Tom Kopach, supervisor at the Wyoming Oil and Gas Conservation Commission, told the committee produced water — water produced in association with oil and gas operations — is already regulated by the commission in noncommercial contexts but that statutory gaps prevent clear permitting of commercial transfers and midstream water companies. "The commission has authority to regulate the location, construction, operation and reclamation of produced water retention pits," Kopach said, describing proposed statutory language to add commercial retention ponds, pipelines and transfers to that authority.
The request comes after Kopach outlined technical and economic benefits of reuse within the industry, including reduced freshwater use for hydraulic fracturing, smaller disposal volumes and lower operating costs.
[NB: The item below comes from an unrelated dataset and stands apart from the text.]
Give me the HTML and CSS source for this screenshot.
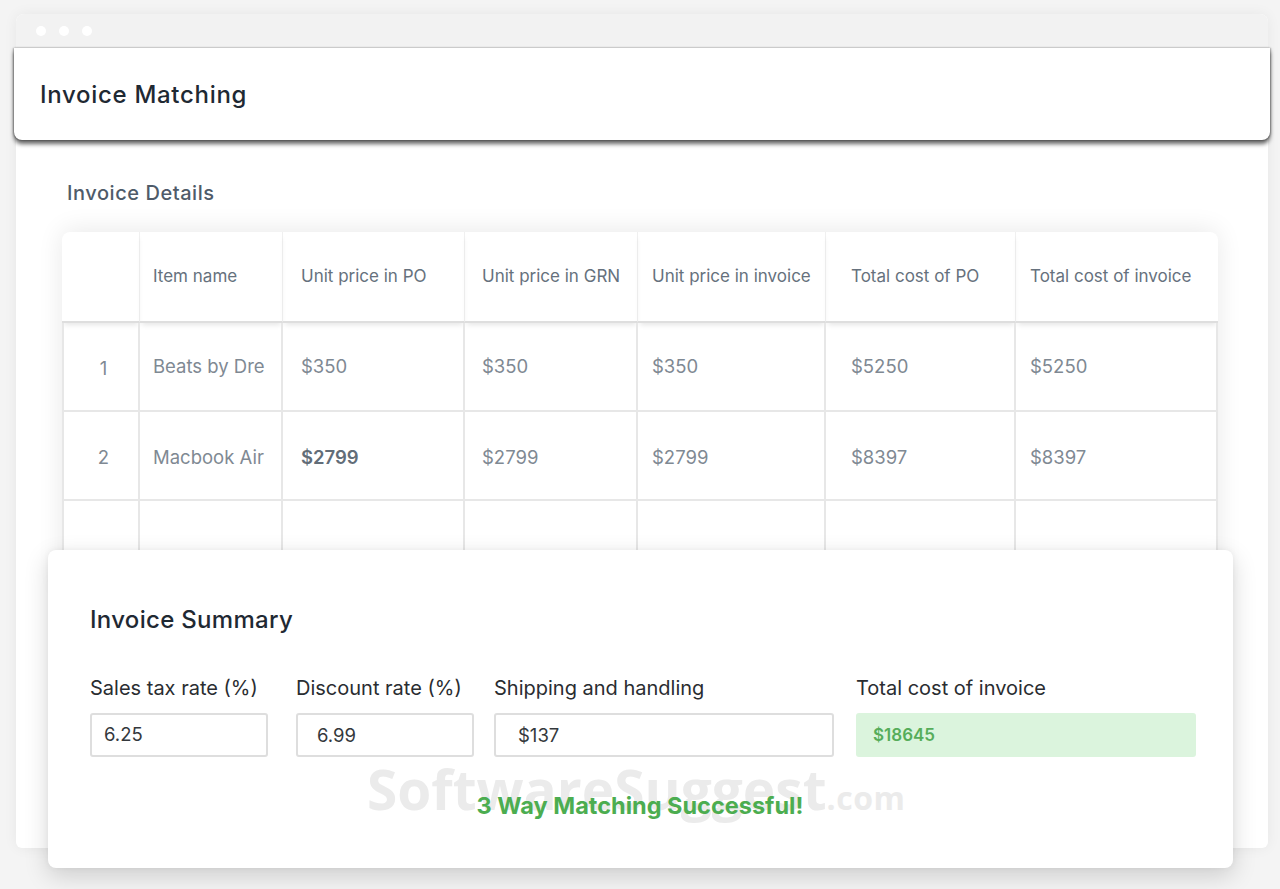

He estimated Wyoming produces "a little over 1,000,000,000 barrels of water per year," with large shares from the Bighorn Basin and extensive recycling in some EOR operations.
Committee members pressed Kopach on liability and custody-transfer points. Senator Roffus asked whether new statute would be needed to allocate liability when water changes hands. Kopach said a custody-transfer point could be identified in a permit and that the permitting language he proposed could define where liability transfers to the operator of the receiving infrastructure.
Pete Obermueller of the Petroleum Association of Wyoming spoke during public comment and explicitly supported Kopach's proposal, calling the LSO drafting request a tool to create the regulatory framework industry needs to cooperate. Jennifer Zingman, water quality administrator at the Department of Environmental Quality, confirmed DEQ's continuing role for commercial oilfield waste disposal facilities and described current record-keeping requirements for transfers; she said DEQ would coordinate with OGCC mapping permitting jurisdiction on a case-by-case basis.
After the presentation and public comment, Co-chair Anderson moved that the committee ask LSO to draft the statutory changes Kopach recommended; Representative Lawley seconded. The committee recorded unanimous approval and directed LSO to prepare bill language for consideration at the committee's next meeting.
The committee did not adopt final statutory text today; the motion asked staff to draft language that would permit the commission to regulate produced-water retention pits, pipelines and other infrastructure used solely for storage, transport and treatment of produced water and explicitly allow transfers for oil-and-gas exploration and production reuse while preserving applicable DEQ and state-engineer roles where surface discharge or appropriation is involved.
Next steps: LSO will prepare draft language for the committee; staff and agencies indicated they will coordinate to clarify custody-transfer points and reporting requirements before the draft is finalized.